Assessee’s grievance is that it was a mere supervisor and not a “Consulting Engineer” who supervised the erection and commissioning of the mills. Inviting attention to page 91 of appeal folder, it is the submission of the appellant that one supplier namely Lakshmi Machine Works Ltd. have supplied the machinery to their clients Sri Balambika Textile Mills (P) Ltd. stating that installation would require erectioning. Further to explain the activity carried out, appellant says that invoices at pages 94 to 97 gives an impression that appellant only erected and erection and commissioning came into the scope of taxation w.e.f. July 2003 but not for the impugned period. Therefore consideration received by the appellant for supervising shall not amount to taxable service.
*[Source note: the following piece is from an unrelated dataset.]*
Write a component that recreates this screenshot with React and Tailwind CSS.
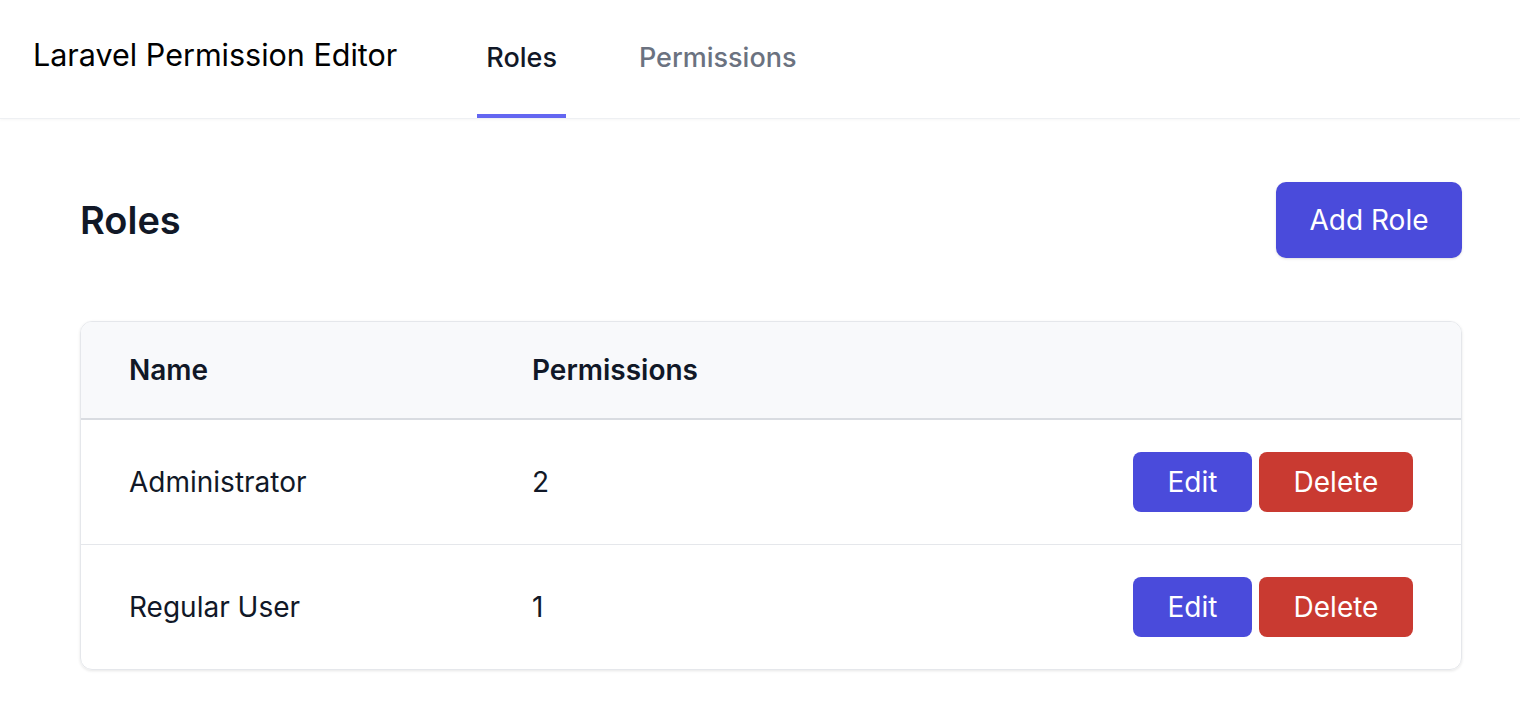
const roles = [
  { name: "Administrator", permissions: 2 },
  { name: "Regular User", permissions: 1 },
];

export default function App() {
  return (
    <div className="min-h-screen bg-white font-['Inter',sans-serif] text-[#111827]">
      <header className="flex h-[119px] items-stretch border-b border-[#eef0f3] bg-white px-[33px] shadow-[0_1px_3px_rgba(0,0,0,0.04)]">
        <div className="flex items-center pb-[8px] text-[30.5px] text-black">Laravel Permission Editor</div>
        <nav className="ml-[80px] flex gap-[64px]">
          <a className="flex items-center border-b-4 border-[#6366f1] px-[9px] pt-[2px] text-[27px] font-medium text-[#111827]">
            Roles
          </a>
          <a className="flex items-center border-b-4 border-transparent px-[9px] pt-[2px] text-[27px] font-medium text-[#6b7280]">
            Permissions
          </a>
        </nav>
      </header>

      <main className="pl-[80px] pr-[58px] pt-[63px]">
        <div className="flex items-center justify-between">
          <h1 className="text-[38px] font-semibold text-[#111827]">Roles</h1>
          <button className="h-[76px] w-[186px] rounded-[10px] bg-[#4a4bdb] text-[28px] text-white shadow-sm">
            Add Role
          </button>
        </div>

        <div className="mt-[63px] overflow-hidden rounded-[12px] border border-[#e5e7eb] shadow-[0_1px_3px_rgba(0,0,0,0.1)]">
          <table className="w-full border-collapse text-left">
            <thead className="bg-[#f8f9fb]">
              <tr className="h-[97px] border-b-2 border-[#d9dce1]">
                <th className="w-[451px] pl-[48px] text-[28px] font-semibold">Name</th>
                <th className="text-[28px] font-semibold">Permissions</th>
                <th></th>
              </tr>
            </thead>
            <tbody>
              {roles.map((role, i) => (
                <tr key={role.name} className={i > 0 ? "h-[125px] border-t border-[#e5e7eb]" : "h-[125px]"}>
                  <td className="pl-[48px] text-[28px]">{role.name}</td>
                  <td className="text-[28px]">{role.permissions}</td>
                  <td className="pr-[48px]">
                    <div className="flex justify-end gap-[7px]">
                      <button className="h-[60px] w-[119px] rounded-[8px] bg-[#4a4bdb] text-[28px] text-white">
                        Edit
                      </button>
                      <button className="h-[60px] w-[154px] rounded-[8px] bg-[#c93a31] text-[28px] text-white">
                        Delete
                      </button>
                    </div>
                  </td>
                </tr>
              ))}
            </tbody>
          </table>
        </div>
      </main>
    </div>
  );
}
Appellant further relies on Board’s Circular No.137/38/2003-CX.4 dt. 13-05-2004 to say that their activity shall not be “Consulting Engineering service” which is presumed by Revenue to bring the appellant to the fold of said service for taxation.
2. Revenue, on the other hand, says that appellant has provided Consulting Engineer Services and was rightly taxed by the adjudicating authority under the head “Consulting Engineering Service”.
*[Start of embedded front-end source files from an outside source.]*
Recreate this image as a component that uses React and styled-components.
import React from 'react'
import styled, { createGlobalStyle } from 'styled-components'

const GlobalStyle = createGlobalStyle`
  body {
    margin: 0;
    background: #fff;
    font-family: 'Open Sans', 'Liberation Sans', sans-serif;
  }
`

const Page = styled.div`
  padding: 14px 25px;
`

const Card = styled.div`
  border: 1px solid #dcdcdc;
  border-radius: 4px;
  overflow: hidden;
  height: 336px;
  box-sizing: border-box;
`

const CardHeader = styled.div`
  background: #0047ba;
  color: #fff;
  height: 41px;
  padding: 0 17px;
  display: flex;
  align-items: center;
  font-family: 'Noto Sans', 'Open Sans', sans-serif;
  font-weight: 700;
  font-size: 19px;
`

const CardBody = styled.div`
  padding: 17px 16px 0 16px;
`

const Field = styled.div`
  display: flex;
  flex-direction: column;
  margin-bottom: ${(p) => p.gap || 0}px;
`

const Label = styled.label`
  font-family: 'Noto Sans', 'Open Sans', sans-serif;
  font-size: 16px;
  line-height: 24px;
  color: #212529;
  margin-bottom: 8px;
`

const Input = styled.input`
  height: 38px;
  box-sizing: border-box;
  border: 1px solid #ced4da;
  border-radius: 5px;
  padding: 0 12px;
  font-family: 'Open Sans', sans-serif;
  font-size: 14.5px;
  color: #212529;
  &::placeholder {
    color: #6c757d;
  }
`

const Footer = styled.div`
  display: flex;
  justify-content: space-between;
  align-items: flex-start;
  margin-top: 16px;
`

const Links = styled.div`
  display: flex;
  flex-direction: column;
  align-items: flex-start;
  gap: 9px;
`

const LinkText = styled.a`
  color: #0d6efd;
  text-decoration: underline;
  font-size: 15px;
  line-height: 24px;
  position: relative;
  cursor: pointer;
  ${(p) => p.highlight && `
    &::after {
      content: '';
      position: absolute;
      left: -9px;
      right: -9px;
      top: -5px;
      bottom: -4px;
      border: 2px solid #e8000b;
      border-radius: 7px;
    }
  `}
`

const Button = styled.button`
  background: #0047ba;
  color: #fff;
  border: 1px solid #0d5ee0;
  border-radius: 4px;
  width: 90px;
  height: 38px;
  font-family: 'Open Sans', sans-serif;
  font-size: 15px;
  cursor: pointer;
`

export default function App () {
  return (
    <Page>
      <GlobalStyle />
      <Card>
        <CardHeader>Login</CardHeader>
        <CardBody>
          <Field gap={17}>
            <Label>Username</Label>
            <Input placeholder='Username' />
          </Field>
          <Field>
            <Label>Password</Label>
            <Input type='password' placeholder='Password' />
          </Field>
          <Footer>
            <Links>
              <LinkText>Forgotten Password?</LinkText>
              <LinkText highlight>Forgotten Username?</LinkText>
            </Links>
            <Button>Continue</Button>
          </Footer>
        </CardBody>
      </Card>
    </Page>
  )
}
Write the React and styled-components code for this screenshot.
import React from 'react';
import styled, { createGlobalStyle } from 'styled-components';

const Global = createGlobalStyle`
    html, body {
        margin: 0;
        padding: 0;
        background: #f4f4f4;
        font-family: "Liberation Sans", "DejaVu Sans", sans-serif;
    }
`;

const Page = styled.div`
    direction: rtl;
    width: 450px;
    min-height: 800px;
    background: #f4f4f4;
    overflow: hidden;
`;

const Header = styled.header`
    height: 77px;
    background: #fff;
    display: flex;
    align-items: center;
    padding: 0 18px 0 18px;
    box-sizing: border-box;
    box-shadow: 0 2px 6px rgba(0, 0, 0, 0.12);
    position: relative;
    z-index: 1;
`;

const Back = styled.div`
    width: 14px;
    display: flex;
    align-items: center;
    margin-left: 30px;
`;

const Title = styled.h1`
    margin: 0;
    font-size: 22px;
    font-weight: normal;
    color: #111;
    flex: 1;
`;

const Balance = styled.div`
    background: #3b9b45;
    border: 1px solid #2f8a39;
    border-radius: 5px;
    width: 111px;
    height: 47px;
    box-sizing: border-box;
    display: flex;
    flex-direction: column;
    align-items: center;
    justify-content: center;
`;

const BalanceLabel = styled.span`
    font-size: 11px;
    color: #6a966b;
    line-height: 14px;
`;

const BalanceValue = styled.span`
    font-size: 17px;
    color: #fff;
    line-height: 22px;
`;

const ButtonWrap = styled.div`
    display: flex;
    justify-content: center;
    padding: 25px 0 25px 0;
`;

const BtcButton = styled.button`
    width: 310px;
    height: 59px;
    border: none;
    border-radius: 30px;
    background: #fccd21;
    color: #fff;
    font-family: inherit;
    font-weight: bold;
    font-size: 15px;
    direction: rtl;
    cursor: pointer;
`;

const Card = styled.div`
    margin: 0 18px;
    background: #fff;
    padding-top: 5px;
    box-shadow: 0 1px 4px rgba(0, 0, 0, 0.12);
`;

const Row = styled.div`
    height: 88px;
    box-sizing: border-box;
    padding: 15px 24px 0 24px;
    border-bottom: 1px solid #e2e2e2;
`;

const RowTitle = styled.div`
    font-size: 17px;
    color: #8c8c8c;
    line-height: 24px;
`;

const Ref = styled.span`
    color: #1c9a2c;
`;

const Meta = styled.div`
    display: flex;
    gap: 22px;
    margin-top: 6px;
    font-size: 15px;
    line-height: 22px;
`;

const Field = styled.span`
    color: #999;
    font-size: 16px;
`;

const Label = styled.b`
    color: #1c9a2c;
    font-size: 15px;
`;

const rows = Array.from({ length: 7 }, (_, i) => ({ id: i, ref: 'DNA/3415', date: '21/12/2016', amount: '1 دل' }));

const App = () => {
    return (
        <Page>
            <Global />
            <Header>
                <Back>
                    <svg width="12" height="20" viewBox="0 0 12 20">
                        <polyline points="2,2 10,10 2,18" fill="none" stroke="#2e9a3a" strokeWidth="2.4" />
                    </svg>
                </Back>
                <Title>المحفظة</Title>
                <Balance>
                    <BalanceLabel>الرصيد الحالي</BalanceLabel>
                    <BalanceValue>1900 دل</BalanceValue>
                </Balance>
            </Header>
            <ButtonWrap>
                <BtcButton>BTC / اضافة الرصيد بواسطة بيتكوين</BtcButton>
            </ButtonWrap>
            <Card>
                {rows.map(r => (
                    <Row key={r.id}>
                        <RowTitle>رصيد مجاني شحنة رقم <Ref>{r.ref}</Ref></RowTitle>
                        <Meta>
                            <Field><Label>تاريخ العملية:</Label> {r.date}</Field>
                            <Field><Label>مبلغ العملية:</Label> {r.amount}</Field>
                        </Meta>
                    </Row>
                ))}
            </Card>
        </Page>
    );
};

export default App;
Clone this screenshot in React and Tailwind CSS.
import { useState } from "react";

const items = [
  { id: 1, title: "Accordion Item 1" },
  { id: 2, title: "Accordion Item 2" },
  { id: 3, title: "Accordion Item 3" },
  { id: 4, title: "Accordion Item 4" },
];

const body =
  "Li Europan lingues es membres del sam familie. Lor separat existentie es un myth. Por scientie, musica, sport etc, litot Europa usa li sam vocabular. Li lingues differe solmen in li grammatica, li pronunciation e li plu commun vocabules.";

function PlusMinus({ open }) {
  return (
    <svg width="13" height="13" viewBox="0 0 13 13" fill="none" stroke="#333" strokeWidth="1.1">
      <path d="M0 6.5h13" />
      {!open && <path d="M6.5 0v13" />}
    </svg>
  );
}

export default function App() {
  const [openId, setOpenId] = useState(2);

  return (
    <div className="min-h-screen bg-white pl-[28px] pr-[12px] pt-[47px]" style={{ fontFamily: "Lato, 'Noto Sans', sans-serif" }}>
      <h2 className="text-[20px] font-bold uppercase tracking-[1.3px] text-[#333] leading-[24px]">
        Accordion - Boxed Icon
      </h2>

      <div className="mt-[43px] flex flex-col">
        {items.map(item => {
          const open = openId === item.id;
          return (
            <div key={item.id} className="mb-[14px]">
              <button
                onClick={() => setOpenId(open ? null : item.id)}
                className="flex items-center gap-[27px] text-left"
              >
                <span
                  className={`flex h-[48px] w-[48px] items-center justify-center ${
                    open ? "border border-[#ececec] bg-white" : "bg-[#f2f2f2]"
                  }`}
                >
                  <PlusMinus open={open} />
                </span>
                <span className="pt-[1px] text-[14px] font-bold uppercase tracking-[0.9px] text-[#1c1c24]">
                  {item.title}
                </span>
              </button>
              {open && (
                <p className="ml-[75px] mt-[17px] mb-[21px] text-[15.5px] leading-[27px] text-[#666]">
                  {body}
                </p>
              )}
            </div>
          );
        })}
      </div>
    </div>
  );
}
3. Heard both sides and perused the record.
4. When any service is provided to a client by Consulting Engineer in relation to advice, consultancy or technical assistance in any manner in one or more disciplines of engineering, the service provider shall be called as “Consulting Engineer” in accordance with section 65 (90) (g) read with section 65 (25) of the Finance Act, 1994. There is no material on record to show that there was any erection work carried out by appellant. Whatever the documents placed before us, that depicts that appellant was supervisor to provide technical assistance for the purpose of erection and installation. Therefore Revenue is correct in its approach to bring the service provided by the appellant as Consulting Engineer, providing consultancy for the said service. Accordingly, in so far as tax demand is concerned, appeal of the appellant is dismissed.
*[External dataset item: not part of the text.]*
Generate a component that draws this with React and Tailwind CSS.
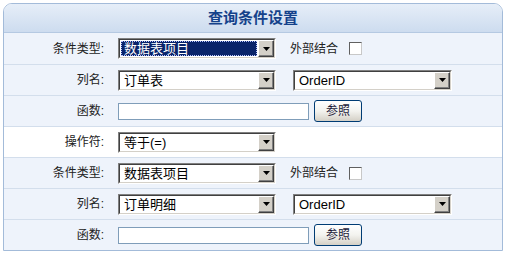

5. So far as Revenue’s appeal is concerned which is seeking imposition of penalty but that was annulled granting relief by Ld. Commissioner (Appeals), we are not in agreement with Revenue for the reason that there was nothing suppression of any fact made by appellant and it was only an interpretational error which should not press the appellant to suffer penalty. Therefore revenue’s appeal is dismissed. In the result, CO filed by assessee is also disposed of.